» Exercise
Take the material below and retype it in full; pictures are left out.

» Recorded data
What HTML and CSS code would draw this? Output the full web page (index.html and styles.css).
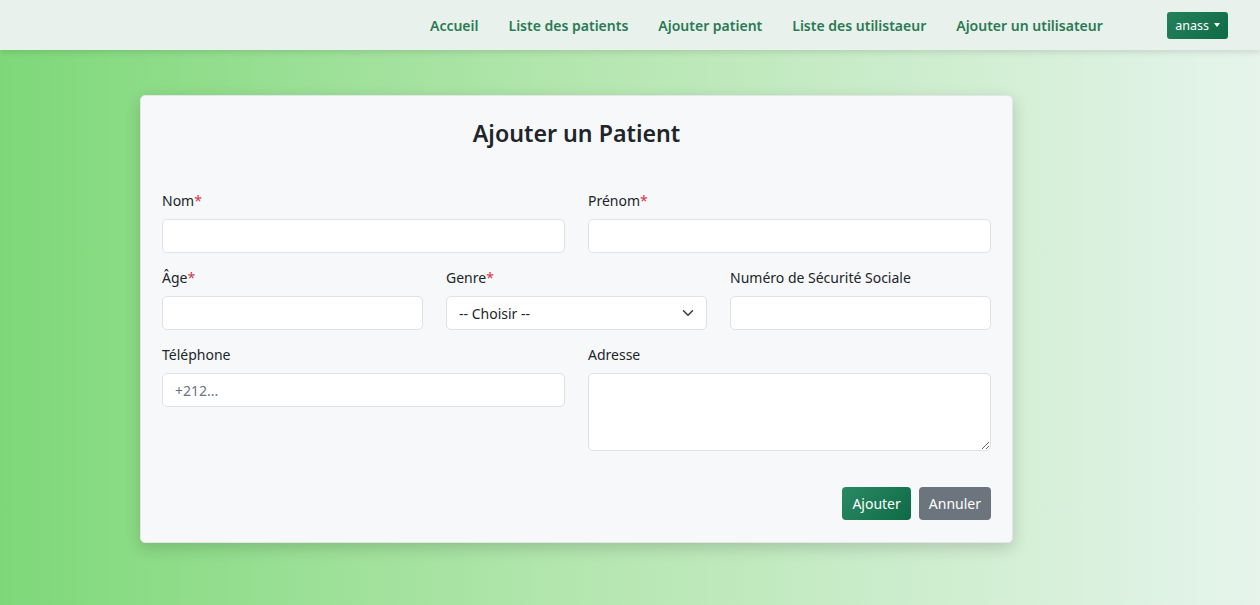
FILE: index.html
```html
<!DOCTYPE html>
<html lang="fr">
<head>
<meta charset="utf-8">
<title>Ajouter un Patient</title>
<link rel="stylesheet" href="styles.css">
</head>
<body>
<nav class="navbar">
  <ul class="nav-links">
    <li><a href="#">Accueil</a></li>
    <li><a href="#">Liste des patients</a></li>
    <li><a href="#">Ajouter patient</a></li>
    <li><a href="#">Liste des utilistaeur</a></li>
    <li><a href="#">Ajouter un utilisateur</a></li>
  </ul>
  <button class="user-btn">anass <span class="caret"></span></button>
</nav>
<main class="page">
  <section class="card">
    <h3 class="card-title">Ajouter un Patient</h3>
    <form class="form">
      <div class="row two">
        <div class="field">
          <label>Nom<span class="req">*</span></label>
          <input type="text" class="control">
        </div>
        <div class="field">
          <label>Prénom<span class="req">*</span></label>
          <input type="text" class="control">
        </div>
      </div>
      <div class="row three">
        <div class="field">
          <label>Âge<span class="req">*</span></label>
          <input type="text" class="control">
        </div>
        <div class="field">
          <label>Genre<span class="req">*</span></label>
          <div class="select control">
            <span>-- Choisir --</span>
            <svg width="12" height="12" viewBox="0 0 16 16"><path d="M2 5l6 6 6-6" fill="none" stroke="#343a40" stroke-width="2" stroke-linecap="round" stroke-linejoin="round"/></svg>
          </div>
        </div>
        <div class="field">
          <label>Numéro de Sécurité Sociale</label>
          <input type="text" class="control">
        </div>
      </div>
      <div class="row two">
        <div class="field">
          <label>Téléphone</label>
          <input type="text" class="control" placeholder="+212...">
        </div>
        <div class="field">
          <label>Adresse</label>
          <textarea class="control area" rows="3"></textarea>
        </div>
      </div>
      <div class="actions">
        <button type="button" class="btn btn-green">Ajouter</button>
        <button type="button" class="btn btn-grey">Annuler</button>
      </div>
    </form>
  </section>
</main>
</body>
</html>
```
FILE: styles.css
```css
* { box-sizing: border-box; }
html, body { margin: 0; height: 100%; }
body {
  font-family: "Noto Sans", "Open Sans", sans-serif;
  font-size: 14px;
  color: #212529;
  background: linear-gradient(to right, #7ed879 0%, #b3e6ae 45%, #e6f4ec 100%);
  min-height: 605px;
}
.navbar {
  height: 50px;
  background: #e9f1ec;
  display: flex;
  align-items: center;
  justify-content: flex-end;
  padding-right: 32px;
  box-shadow: 0 2px 6px rgba(0,0,0,0.12);
  position: relative;
  z-index: 2;
}
.nav-links {
  list-style: none;
  margin: 0 50px 0 0;
  padding: 0;
  display: flex;
}
.nav-links a {
  display: block;
  padding: 8px 15px;
  color: #2a7a55;
  text-decoration: none;
  font-weight: 600;
  font-size: 14px;
}
.nav-links li:last-child a { padding-right: 14.5px; }
.user-btn {
  height: 27px;
  padding: 0 8px;
  border: none;
  border-radius: 3px;
  background: linear-gradient(135deg, #23825a, #0f6a47);
  color: #fff;
  font-family: inherit;
  font-size: 12.5px;
  display: flex;
  align-items: center;
  gap: 5px;
}
.caret {
  width: 0; height: 0;
  border-left: 3.5px solid transparent;
  border-right: 3.5px solid transparent;
  border-top: 4px solid #fff;
}
.page {
  padding: 45px 0 0 140px;
}
.card {
  width: 873px;
  background: #f7f8fa;
  border: 1px solid #e3e6e8;
  border-radius: 5px;
  box-shadow: 0 5px 16px rgba(0,0,0,0.16);
  padding: 22px 21px 22px;
}
.card-title {
  margin: 0 0 24px;
  text-align: center;
  font-size: 23.2px;
  font-weight: 600;
  line-height: 30px;
  color: #212529;
}
.form { padding-top: 18px; }
.row {
  display: grid;
  gap: 23px;
  margin-bottom: 14px;
}
.row.two { grid-template-columns: 1fr 1fr; }
.row.three { grid-template-columns: 1fr 1fr 1fr; }
.field { display: flex; flex-direction: column; }
.field label {
  line-height: 21px;
  margin-bottom: 8px;
  color: #212529;
}
.req { color: #dc3545; }
.control {
  height: 34px;
  border: 1px solid #dee2e6;
  border-radius: 5px;
  background: #fff;
  padding: 0 12px;
  font-family: inherit;
  font-size: 14px;
  color: #212529;
  outline: none;
}
.control::placeholder { color: #6c757d; }
.select {
  display: flex;
  align-items: center;
  justify-content: space-between;
  padding-right: 12px;
}
.area {
  height: 78px;
  resize: vertical;
  padding: 6px 12px;
}
.actions {
  display: flex;
  justify-content: flex-end;
  gap: 8px;
  margin-top: 36px;
}
.btn {
  height: 33px;
  padding: 0 10px;
  border: none;
  border-radius: 4px;
  color: #fff;
  font-family: inherit;
  font-size: 14px;
}
.btn-green { background: linear-gradient(135deg, #2a8a64, #0e6a46); }
.btn-grey { background: #6c757d; }
```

» Reply to the task
What HTML and CSS code would draw this? Output the full web page (index.html and styles.css).
FILE: index.html
```html
<!DOCTYPE html>
<html lang="fr">
<head>
<meta charset="utf-8">
<title>Ajouter un Patient</title>
<link rel="stylesheet" href="styles.css">
</head>
<body>
<nav class="navbar">
  <ul class="nav-links">
    <li><a href="#">Accueil</a></li>
    <li><a href="#">Liste des patients</a></li>
    <li><a href="#">Ajouter patient</a></li>
    <li><a href="#">Liste des utilistaeur</a></li>
    <li><a href="#">Ajouter un utilisateur</a></li>
  </ul>
  <button class="user-btn">anass <span class="caret"></span></button>
</nav>
<main class="page">
  <section class="card">
    <h3 class="card-title">Ajouter un Patient</h3>
    <form class="form">
      <div class="row two">
        <div class="field">
          <label>Nom<span class="req">*</span></label>
          <input type="text" class="control">
        </div>
        <div class="field">
          <label>Prénom<span class="req">*</span></label>
          <input type="text" class="control">
        </div>
      </div>
      <div class="row three">
        <div class="field">
          <label>Âge<span class="req">*</span></label>
          <input type="text" class="control">
        </div>
        <div class="field">
          <label>Genre<span class="req">*</span></label>
          <div class="select control">
            <span>-- Choisir --</span>
            <svg width="12" height="12" viewBox="0 0 16 16"><path d="M2 5l6 6 6-6" fill="none" stroke="#343a40" stroke-width="2" stroke-linecap="round" stroke-linejoin="round"/></svg>
          </div>
        </div>
        <div class="field">
          <label>Numéro de Sécurité Sociale</label>
          <input type="text" class="control">
        </div>
      </div>
      <div class="row two">
        <div class="field">
          <label>Téléphone</label>
          <input type="text" class="control" placeholder="+212...">
        </div>
        <div class="field">
          <label>Adresse</label>
          <textarea class="control area" rows="3"></textarea>
        </div>
      </div>
      <div class="actions">
        <button type="button" class="btn btn-green">Ajouter</button>
        <button type="button" class="btn btn-grey">Annuler</button>
      </div>
    </form>
  </section>
</main>
</body>
</html>
```
FILE: styles.css
```css
* { box-sizing: border-box; }
html, body { margin: 0; height: 100%; }
body {
  font-family: "Noto Sans", "Open Sans", sans-serif;
  font-size: 14px;
  color: #212529;
  background: linear-gradient(to right, #7ed879 0%, #b3e6ae 45%, #e6f4ec 100%);
  min-height: 605px;
}
.navbar {
  height: 50px;
  background: #e9f1ec;
  display: flex;
  align-items: center;
  justify-content: flex-end;
  padding-right: 32px;
  box-shadow: 0 2px 6px rgba(0,0,0,0.12);
  position: relative;
  z-index: 2;
}
.nav-links {
  list-style: none;
  margin: 0 50px 0 0;
  padding: 0;
  display: flex;
}
.nav-links a {
  display: block;
  padding: 8px 15px;
  color: #2a7a55;
  text-decoration: none;
  font-weight: 600;
  font-size: 14px;
}
.nav-links li:last-child a { padding-right: 14.5px; }
.user-btn {
  height: 27px;
  padding: 0 8px;
  border: none;
  border-radius: 3px;
  background: linear-gradient(135deg, #23825a, #0f6a47);
  color: #fff;
  font-family: inherit;
  font-size: 12.5px;
  display: flex;
  align-items: center;
  gap: 5px;
}
.caret {
  width: 0; height: 0;
  border-left: 3.5px solid transparent;
  border-right: 3.5px solid transparent;
  border-top: 4px solid #fff;
}
.page {
  padding: 45px 0 0 140px;
}
.card {
  width: 873px;
  background: #f7f8fa;
  border: 1px solid #e3e6e8;
  border-radius: 5px;
  box-shadow: 0 5px 16px rgba(0,0,0,0.16);
  padding: 22px 21px 22px;
}
.card-title {
  margin: 0 0 24px;
  text-align: center;
  font-size: 23.2px;
  font-weight: 600;
  line-height: 30px;
  color: #212529;
}
.form { padding-top: 18px; }
.row {
  display: grid;
  gap: 23px;
  margin-bottom: 14px;
}
.row.two { grid-template-columns: 1fr 1fr; }
.row.three { grid-template-columns: 1fr 1fr 1fr; }
.field { display: flex; flex-direction: column; }
.field label {
  line-height: 21px;
  margin-bottom: 8px;
  color: #212529;
}
.req { color: #dc3545; }
.control {
  height: 34px;
  border: 1px solid #dee2e6;
  border-radius: 5px;
  background: #fff;
  padding: 0 12px;
  font-family: inherit;
  font-size: 14px;
  color: #212529;
  outline: none;
}
.control::placeholder { color: #6c757d; }
.select {
  display: flex;
  align-items: center;
  justify-content: space-between;
  padding-right: 12px;
}
.area {
  height: 78px;
  resize: vertical;
  padding: 6px 12px;
}
.actions {
  display: flex;
  justify-content: flex-end;
  gap: 8px;
  margin-top: 36px;
}
.btn {
  height: 33px;
  padding: 0 10px;
  border: none;
  border-radius: 4px;
  color: #fff;
  font-family: inherit;
  font-size: 14px;
}
.btn-green { background: linear-gradient(135deg, #2a8a64, #0e6a46); }
.btn-grey { background: #6c757d; }
```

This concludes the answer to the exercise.